Wenen (A) – Vogels gebruiken de akoestiek van een bos optimaal. Ze fluiten op de toonhoogte die het verst draagt op hun favoriete plek in het bladerdek.


Zuid-Amerikaanse miervogels die hoog in de bomen leven, fluiten anders dan verwante soorten die lager leven. Dit ontdekten onderzoekers van de Oostenrijkse Academie van Wetenschappen onlangs. Iedere soort lijkt zijn toonhoogte te hebben aangepast aan de akoestische eigenschappen van de betreffende laag van het gebladerte. Soorten die dicht bij de grond leven, zingen langzamer en lager dan hoogvliegers.
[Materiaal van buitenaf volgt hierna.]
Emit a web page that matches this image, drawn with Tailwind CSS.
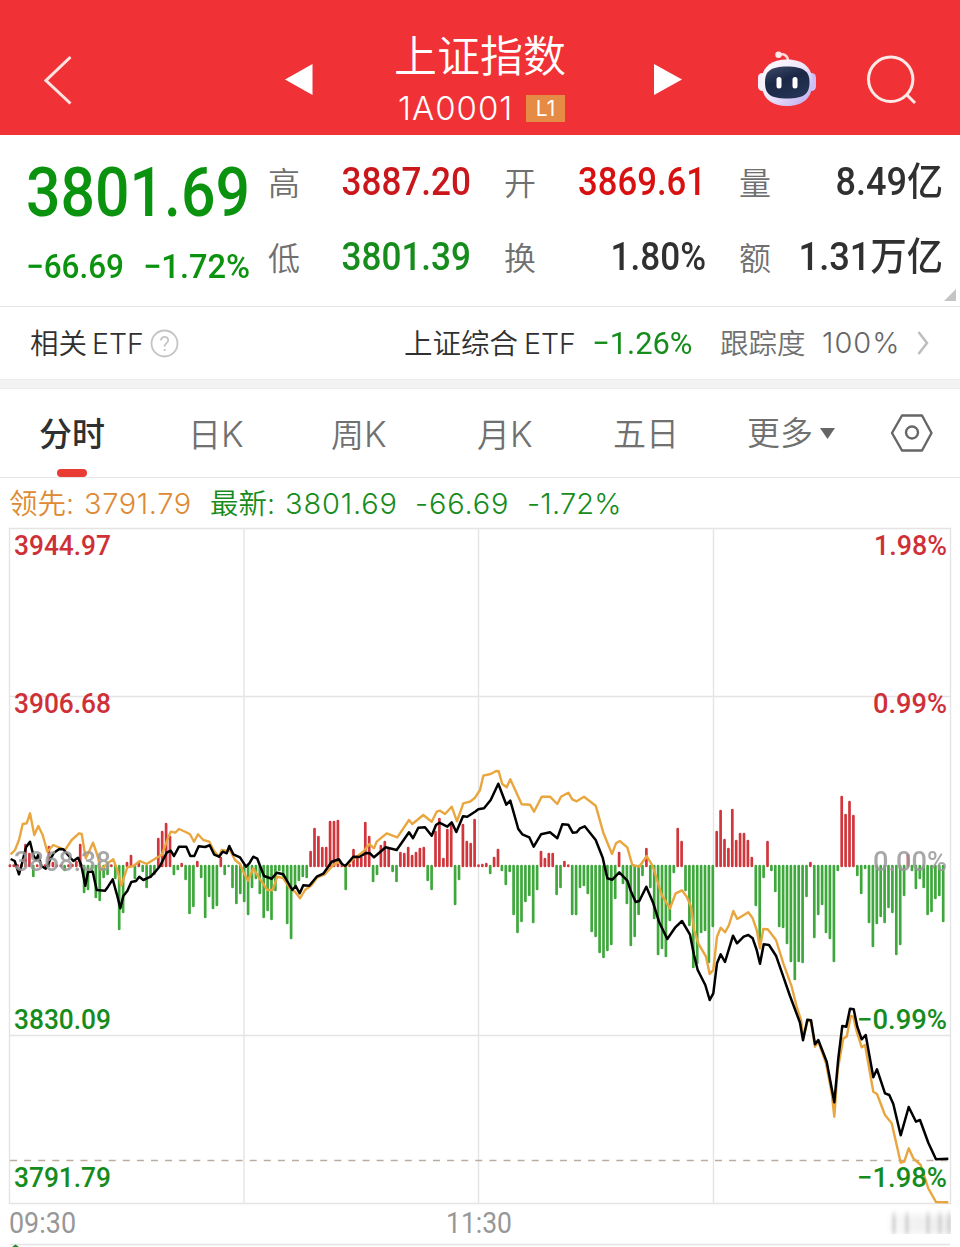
<!DOCTYPE html>
<html lang="zh-CN">
<head>
<meta charset="utf-8">
<title>上证指数</title>
<script src="https://cdn.jsdelivr.net/npm/@tailwindcss/browser@4"></script>
</head>
<body class="w-[960px] h-[1247px] overflow-hidden bg-white font-['Inter','Noto_Sans_CJK_SC',sans-serif] text-[#303030]">
<header class="flex h-[135px] bg-[#f03237] text-white">
  <div class="w-[285px] pl-[44px] pt-[54px]">
    <svg class="block" width="29" height="52" viewBox="0 0 29 52" fill="none" stroke="#ffe4e2" stroke-width="3"><path d="M26.500 3 2 26.500 26.500 49.500"/></svg>
  </div>
  <svg class="mt-[64px]" width="28" height="32" viewBox="0 0 28 32" fill="#fff"><path d="M0 15.500 27.500 0V31Z"/></svg>
  <div class="flex w-[341px] flex-col pt-[29px] pl-[81px]">
    <h1 class="h-[53px] text-[43px] leading-[54px] font-[350] whitespace-nowrap">上证指数</h1>
    <div class="flex h-[53px] w-[171px] items-center justify-between pl-[4px]">
      <span class="text-[33px] leading-[53px] font-light tracking-[1px]">1A0001</span>
      <span class="flex h-[27px] w-[39px] items-center justify-center bg-[#e58b45] text-[21px]">L1</span>
    </div>
  </div>
  <svg class="mt-[64px]" width="28" height="32" viewBox="0 0 28 32" fill="#fff"><path d="M28 15.500 0 0V31Z"/></svg>
  <svg class="mt-[50px] ml-[75px]" width="60" height="58" viewBox="757 50 60 58">
    <defs>
      <linearGradient id="shell" x1="0" y1="0" x2="1" y2="1"><stop offset="0" stop-color="#fff"/><stop offset=".5" stop-color="#eee6fa"/><stop offset="1" stop-color="#b9a4ef"/></linearGradient>
      <linearGradient id="visor" x1="0" y1="0" x2=".5" y2="1"><stop offset="0" stop-color="#3e4b69"/><stop offset=".5" stop-color="#1b2845"/><stop offset="1" stop-color="#243354"/></linearGradient>
    </defs>
    <path d="M779 55C784 53 788 56 788 61" fill="none" stroke="#ffd9dc" stroke-width="2.500"/>
    <circle cx="778.500" cy="54.800" r="3.200" fill="#ffe9ea"/>
    <rect x="758" y="73" width="9" height="18" rx="4.500" fill="#f5eefb"/>
    <rect x="807" y="73" width="9" height="18" rx="4.500" fill="#cdbef5"/>
    <path d="M787 59.500C805 59.500 812.500 69 812.500 82 812.500 97 804 106 787 106 770 106 761.500 97 761.500 82 761.500 69 769 59.500 787 59.500Z" fill="url(#shell)"/>
    <path d="M787 66.500C803 66.500 809.500 71 809.500 82 809.500 94 804 98.500 787 98.500 770 98.500 765 94 765 82 765 71 771 66.500 787 66.500Z" fill="url(#visor)"/>
    <rect x="776.500" y="77" width="5" height="11.500" rx="2.500" fill="#fff"/>
    <rect x="792.500" y="77" width="5" height="11.500" rx="2.500" fill="#fff"/>
  </svg>
  <svg class="mt-[54px] ml-[49px]" width="52" height="52" viewBox="866 54 52 52" fill="none" stroke="#ffe9e7" stroke-width="3"><circle cx="890.700" cy="79.300" r="22.200"/><path d="M906.500 94.500 915 103"/></svg>
</header>

<section class="relative flex h-[172px] border-b border-[#e6e6e6] font-['Roboto','Noto_Sans_CJK_SC',sans-serif] font-medium">
  <div class="w-[268px] pl-[26px] text-[#0b930f]">
    <div class="mt-[18px] h-[80px] origin-left scale-x-[.88] text-[69px] leading-[80px] whitespace-nowrap">3801.69</div>
    <div class="mt-[11px] flex h-[44px] w-[225px] justify-between text-[34px] leading-[44px] whitespace-nowrap">
      <span class="w-[98px] origin-left scale-x-[.925]">−66.69</span><span class="w-[108px] origin-left scale-x-[.96]">−1.72%</span>
    </div>
  </div>
  <dl class="grid h-[150px] grid-cols-[33px_170px_33px_33px_169px_33px_33px_171px] grid-rows-[75px_75px] pt-[10px] text-[39px] leading-[75px] whitespace-nowrap">
    <dt class="pt-[2px] text-[32px] font-[350] text-[#707070]">高</dt>
    <dd class="origin-right scale-x-[.9] text-right text-[#c9171b]">3887.20</dd>
    <dt class="col-start-4 pt-[2px] text-[32px] font-[350] text-[#707070]">开</dt>
    <dd class="origin-right scale-x-[.89] text-right text-[#d8100f]">3869.61</dd>
    <dt class="col-start-7 pt-[2px] text-[32px] font-[350] text-[#707070]">量</dt>
    <dd class="origin-right scale-x-[.925] text-right">8.49亿</dd>
    <dt class="pt-[2px] text-[32px] font-[350] text-[#707070]">低</dt>
    <dd class="origin-right scale-x-[.9] text-right text-[#168c1c]">3801.39</dd>
    <dt class="col-start-4 pt-[2px] text-[32px] font-[350] text-[#707070]">换</dt>
    <dd class="origin-right scale-x-[.9] text-right">1.80%</dd>
    <dt class="col-start-7 pt-[2px] text-[32px] font-[350] text-[#707070]">额</dt>
    <dd class="origin-right scale-x-[.93] text-right">1.31万亿</dd>
  </dl>
  <svg class="absolute top-[154px] left-[944px]" width="12" height="12" viewBox="0 0 12 12" fill="#c4c4c4"><path d="M12 0V12H0Z"/></svg>
</section>

<section class="flex h-[72px] items-center pl-[30px] text-[28.500px] whitespace-nowrap">
  <span class="w-[120px] pt-[2px] font-[350] [word-spacing:-3px]">相关 ETF</span>
  <svg width="29" height="29" viewBox="0 0 29 29" fill="none" stroke="#c4c4c4" stroke-width="1.800"><circle cx="14.500" cy="14.500" r="13"/><path d="M11 11.500C11 6.500 18.300 6.800 18.200 11.300 18.200 14 14.600 14.200 14.600 17.500M14.600 20V22"/></svg>
  <span class="ml-[225px] w-[188px] pt-[2px] font-[350] [word-spacing:-2px]">上证综合 ETF</span>
  <span class="w-[128px] origin-left scale-x-[.965] font-['Roboto',sans-serif] text-[32px] text-[#168c1c]">−1.26%</span>
  <span class="w-[102px] pt-[2px] font-[350] text-[#707070]">跟踪度</span>
  <span class="w-[95px] text-[29px] font-light tracking-[1px] text-[#666]">100%</span>
  <svg width="12" height="26" viewBox="0 0 12 26" fill="none" stroke="#bdbdbd" stroke-width="2.500"><path d="M1.500 2 10 13 1.500 24"/></svg>
</section>
<div class="h-[10px] border-y border-[#ececec] bg-[#f3f3f3]"></div>

<nav class="flex h-[89px] border-b border-[#e6e6e6] text-[33px] leading-[90px] font-[350] whitespace-nowrap text-[#707070]">
  <div class="relative w-[188px] pl-[39px] font-medium text-[#303030]">分时<i class="absolute bottom-0 left-[57px] h-[8px] w-[30px] rounded-full bg-[#e93c34]"></i></div>
  <div class="w-[143px]">日<span class="text-[35px]">K</span></div>
  <div class="w-[146px]">周<span class="text-[35px]">K</span></div>
  <div class="w-[136px]">月<span class="text-[35px]">K</span></div>
  <div class="w-[134px]">五日</div>
  <div class="flex w-[143px] items-center gap-[7px]">更多<svg width="15" height="11" viewBox="0 0 15 11" fill="#666"><path d="M0 0H15L7.500 11Z"/></svg></div>
  <svg class="mt-[24px]" width="44" height="40" viewBox="0 0 44 40" fill="none" stroke="#666" stroke-width="2.400" stroke-linejoin="round"><path d="M12 2.500H32L41.500 20 32 37.500H12L2 20Z"/><circle cx="22" cy="19.500" r="6"/></svg>
</nav>

<div class="flex h-[49px] items-center pt-[3px] pl-[9px] text-[28.500px] font-[350] whitespace-nowrap text-[#168c1c]">
  <span class="w-[201px] text-[#dd8a32]">领先: <span class="ml-[2px] text-[29px] tracking-[0.600px]">3791.79</span></span>
  <span class="w-[205px]">最新: <span class="ml-[2px] text-[29px] tracking-[0.800px]">3801.69</span></span>
  <span class="w-[112px] text-[29px] tracking-[0.800px]">-66.69</span>
  <span class="text-[29px] tracking-[0.200px]">-1.72%</span>
</div>

<svg class="block" width="960" height="720" viewBox="0 527 960 720" fill="none">
  <g stroke="#e4e4e4" stroke-width="1.400">
    <path d="M9.500 528.500H950.500V1203.500H9.500Z" />
    <path d="M244 528V1203M478.500 528V1203M713.500 528V1203M10 696.500H950M10 1035.500H950M10 1244.500H950"/>
  </g>
  <path d="M10 1160.500H950" stroke="#b8ada0" stroke-width="1.300" stroke-dasharray="7 7.100"/>
  <g id="bars" stroke-width="2.700" stroke-linecap="round"></g>
  <polyline stroke="#e9a63f" stroke-width="2.400" stroke-linejoin="round" points="10.7,854.3 15,850 19,840 22.7,824 26.7,823.3 30,813.3 34.3,835 38.3,826 42.7,835 47.3,851.7 53.3,845 65,850 71.7,840 79,833.3 81.7,834 85.7,858.3 88.3,853.3 93,842.7 97.3,855 101,870 106.7,864 113.3,859.3 117.3,870 121.3,885.7 127.3,867.3 133.3,866 140,861 146.7,864 156.7,857.7 161.7,855 168.3,837.3 170.7,831.7 175.3,832.7 179,829 185.7,832 190,834.3 194,841.7 198,834.3 203.3,840 209.3,841.7 214,850.7 219,856.7 221.7,850 226.7,850.7 230,850 235,860 240,864 243.3,871.7 248,880.7 253.3,868.3 258.3,876.7 267.3,890 272.7,890 277.3,876.7 283.3,878.3 290,888.3 295,891.7 300,898.3 305,890 311.7,885 317.3,877.3 325,874.3 333.3,865 339,861.7 345.3,866.7 353.3,859 363.3,851.7 369.3,844 374,848.3 376.7,841.7 386.7,833.3 397.3,837.3 409,820 412.3,824 423.3,815 431.7,821.7 436.7,811.7 440,810.7 445,814 451.7,806.7 457,821.3 463.3,803.3 470,801.7 475,797.7 480,790 483.3,775.7 490.7,774 496,771 498.7,771.3 502.3,784 506.7,787.3 510.3,779.3 521.7,804.3 530,804.7 534,811.7 541.7,796.7 550,796.7 557.3,804 561,796.7 568.3,792.7 572.3,799.3 576.7,801.3 584,796.7 595.7,805.7 603.3,832.7 612,854 616,843.3 619.7,841 627.3,847.3 632.3,865 639.3,866.7 646.7,856 652.7,866 661.7,895 670,908.3 675.7,893.3 682,890.3 686.7,896.7 691,906.7 694,930 698.3,943.3 706,956.7 709.7,974 713.3,970 717,936.7 720.7,927.7 725,932.3 729,925 733.3,911 737.3,919 748.3,912.3 752.7,918.3 756.7,930 760,948.3 763.3,929 767.7,929.3 776,940 783.3,963.3 791.7,986.7 796.7,1006.7 801,1020 803.3,1038 807.7,1020.7 811,1021.7 815,1046.7 818.3,1041.7 826,1063.3 831.7,1093.3 834.3,1116.7 837.7,1070 843.3,1038.3 846.7,1036.7 850.7,1016 853.3,1016.7 856.7,1031.7 861.7,1047.3 865,1045 873.3,1091.7 877,1094 885,1115 891.7,1123.3 900.7,1162.7 904.3,1161.7 908.7,1148.3 913.3,1158.3 920.7,1165 928.3,1188.3 936,1202 948.3,1202.3"/>
  <polyline stroke="#000" stroke-width="2.500" stroke-linejoin="round" points="10.7,859 14.7,861 19,874.3 22,863.3 26,847.3 30,841.7 33.3,855 36,860 38.3,854.7 41.3,866 45.7,868.7 50,860 54,852.7 59.3,849 63.3,849.3 68,855 73.3,861 78,857.7 81.3,865 85.3,885.7 88,871.7 92.7,871.7 96.7,890 105,890.7 108,886.7 112.7,879.3 117.3,896 120.3,908.3 123.3,896 127.3,891 131.3,882 136,881 139.3,876.7 143.3,880 150.7,876.7 155.3,871.7 160,866 166.7,852.7 170.7,850.7 174,856 179,846.7 186.3,846.7 190.3,856 194.3,856 198.7,846.3 205,847 209.7,845.3 214.3,854.7 219,856.7 222.7,851.7 226.7,853.3 229.3,846 233.3,854.3 240,857.3 246,866.7 249.3,863.3 253.3,856.7 257.3,858.7 264,876 271.7,878.7 276.7,872.7 283.3,874.3 292.3,890 295.7,886 299.7,893.3 303.3,885.3 309.3,885.7 316.7,876.7 323.3,873.7 331.7,861.7 339,859.3 342,864 345.3,866 353.3,856.7 359.3,857 366,853 370,853.3 374,857.3 385.7,847.3 396.7,850 409,832.3 413,838.3 418.3,827.7 425,827.3 431.7,835.7 436,825 439.3,822.7 447.3,826.7 451.7,822.3 456.3,832 463,816.3 467.3,816.7 475,811.7 478.3,809.3 484,808.3 490.7,800 498.3,783.7 506.3,804.7 510.3,800.7 518.3,829 522.3,834.3 529.3,837.3 533.7,846.7 541,834.3 550,832.3 557.3,838.3 562.3,824.3 568.3,824.7 572.7,832.7 576.7,832.3 580,828.3 584.7,826.3 595.7,840 602.7,857.7 607.3,878.3 612.3,879.7 619.3,872.3 627.3,880.7 630.7,890.7 635.7,902 639.3,901 646.3,886.7 653.3,903.3 659,921.7 667.3,939 675,927.7 682,921 690,934.7 694,955 697.7,970 705.3,985 709.7,1000 713.3,993.3 717,963.3 720.7,954.3 725,962 733,935.7 737,943.3 743.7,936.7 748.3,935 752.7,938.3 756.7,950 760,963.7 763.7,944.3 769,945 776,955.7 783.3,976.7 790,996 800,1022.7 803,1040.3 807.3,1019.7 811,1020.3 815,1044.3 818.3,1040 826.7,1061.7 834.3,1102.3 838.3,1058.3 842.3,1026 846.3,1026.7 850,1008.7 853.7,1009.3 857.3,1026.7 861.7,1039.3 865.7,1035 873.3,1077.3 877,1069.3 885,1093.3 889.3,1095 893.3,1104 900.7,1135.3 908.7,1107 916,1121.7 920,1120 928.3,1142.7 936,1159.3 948.3,1158.7"/>
  <g font-family="Roboto, sans-serif" font-weight="500" font-size="28">
    <g fill="#999" opacity=".85">
      <text x="14" y="870.500" textLength="97" lengthAdjust="spacingAndGlyphs">3868.38</text>
      <text x="873" y="870.500" textLength="74" lengthAdjust="spacingAndGlyphs">0.00%</text>
    </g>
    <g fill="#cf3037">
      <text x="14" y="555" textLength="97" lengthAdjust="spacingAndGlyphs">3944.97</text>
      <text x="874" y="555" textLength="73" lengthAdjust="spacingAndGlyphs">1.98%</text>
      <text x="14" y="713" textLength="97" lengthAdjust="spacingAndGlyphs">3906.68</text>
      <text x="873" y="713" textLength="74" lengthAdjust="spacingAndGlyphs">0.99%</text>
    </g>
    <g fill="#168c1c">
      <text x="14" y="1028.500" textLength="97" lengthAdjust="spacingAndGlyphs">3830.09</text>
      <text x="857" y="1028.500" textLength="90" lengthAdjust="spacingAndGlyphs">−0.99%</text>
      <text x="14" y="1186.500" textLength="97" lengthAdjust="spacingAndGlyphs">3791.79</text>
      <text x="857" y="1186.500" textLength="90" lengthAdjust="spacingAndGlyphs">−1.98%</text>
    </g>
    <g fill="#979797" font-weight="400" font-size="29">
      <text x="9" y="1233" textLength="67" lengthAdjust="spacingAndGlyphs">09:30</text>
      <text x="446" y="1233" textLength="66" lengthAdjust="spacingAndGlyphs">11:30</text>
    </g>
  </g>
  <defs>
    <linearGradient id="fade"><stop offset="0" stop-color="#ededed" stop-opacity="0"/><stop offset=".3" stop-color="#ededed" stop-opacity=".8"/><stop offset="1" stop-color="#e6e6e6"/></linearGradient>
    <filter id="soft" filterUnits="userSpaceOnUse" x="870" y="1200" width="90" height="47"><feGaussianBlur stdDeviation="1.800 3"/></filter>
    <clipPath id="smudgeBox"><rect x="884" y="1206" width="67" height="28"/></clipPath>
  </defs>
  <g clip-path="url(#smudgeBox)">
    <rect x="884" y="1215" width="75" height="19" fill="url(#fade)" opacity=".8" filter="url(#soft)"/>
    <path d="M894 1214V1234M907 1214V1234M928 1214V1234M940 1214V1234M949 1214V1234" stroke="#d6d6d6" stroke-width="4" filter="url(#soft)"/>
  </g>
  <path d="M12 1247 15.500 1244.500 19 1247Z" fill="#168c1c"/>
</svg>
<script>
  // One value per trading minute: positive bars rise above the zero line, negative ones hang below it.
  const bars = [0,1,0,1,22,13,-11,1,2,1,20,4,0,0,-5,1,2,5,22,-27,-24,-5,-32,-35,-12,-9,1,-13,-64,-47,4,11,-13,5,-6,-22,-12,-9,28,35,43,30,-9,-4,3,-14,-48,-41,5,-12,-52,-31,-43,-40,9,-9,-1,-22,-38,-28,
    -36,-49,-22,-13,-28,-52,-45,-54,-25,-5,-12,-58,-73,-20,-15,-11,-12,15,38,30,19,19,45,45,46,1,-24,2,17,8,9,44,30,-16,-9,21,25,18,-6,-16,14,13,19,11,14,18,19,-15,-24,35,48,8,37,43,-39,-14,42,25,23,47,
    1,2,3,-8,9,17,-5,-19,-6,-49,-67,-56,-36,-30,-57,-24,15,8,13,13,-29,-22,5,1,-49,-49,-22,-20,-28,-66,-71,-87,-92,-85,-79,-33,14,-18,-38,-80,-71,-49,-10,18,-22,-53,-89,-83,-91,-55,-7,38,25,-25,-60,-102,-98,-67,-65,-97,
    -61,35,56,27,18,57,26,33,33,26,9,-40,-78,-12,25,-5,-26,-61,-62,-78,-96,-114,-96,-97,-31,4,-72,-49,-39,-67,-73,-96,-5,70,52,65,51,-10,-28,-3,-57,-81,-58,-51,-57,-42,-47,-89,-79,-30,12,-5,-23,-13,-22,-49,-46,-33,-30,-56];
  const path = { up: '', down: '' };
  bars.forEach((v, i) => {
    const x = (9.9 + i * 3.905).toFixed(1);
    if (v >= 0) path.up += `M${x} 866V${Math.min(865.5, 866 - v + 1)}`;
    else path.down += `M${x} 866V${866 - v - 1}`;
  });
  document.getElementById('bars').innerHTML =
    `<path stroke="#d0363b" d="${path.up}"/><path stroke="#3fa83c" d="${path.down}"/>`;
</script>
</body>
</html>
Daarnaast is hun melodie minder gevarieerd. “Vogels lijken hun muziek net als componisten aan te passen aan de omgeving”, aldus dr Erwin Nemeth, een van de ornithologen. “Sommige muziek klinkt alleen goed in een kathedraal, en andere muziek alleen in een jazzclub.” De echo van een kathedraal zou een snelle hoge saxofoonsolo tot een brei doen samensmelten; hetzelfde geldt voor het regenwoud, waar brede boomstammen het geluid meer weerkaatsen dan bladeren.
Nemeth en zijn collega's vergeleken de geluiden van vijf soorten miervogels in het regenwoud van Venezuela. Sommige van deze kleurrijke mierenliefhebbers leven vlakbij de grond, andere meer dan twintig meter hoog in het bladerdek. De wetenschappers maakten geluidsopnamen van de verschillende typen zang en speelden die af op verschillende hoogten in het regenwoud. Ze keken vervolgens hoe luid en hoe duidelijk het geluid overkwam op verschillende afstanden. Ze ontdekten zo dat iedere miervogelsoort het riedeltje zingt dat in zijn eigen habitat het beste tot zijn recht komt.
Harde conclusies durfden de Oostenrijkers niet te trekken. Ze voerden een interessant experiment uit, maar het vergelijken van verschillende soorten is een beetje twijfelachtig. Het zou ideaal zijn als ze populaties van één soort konden vergelijken, die in de loop der tijd in verschillende habitats zijn gaan leven. Een ander experiment moet daarnaast uitwijzen of er misschien een onderliggende factor is die zowel habitatkeuze als zang beïnvloedt. Zover is het echter nog niet; Nemeth en zijn collega's constateerden slechts een interessant verschijnsel.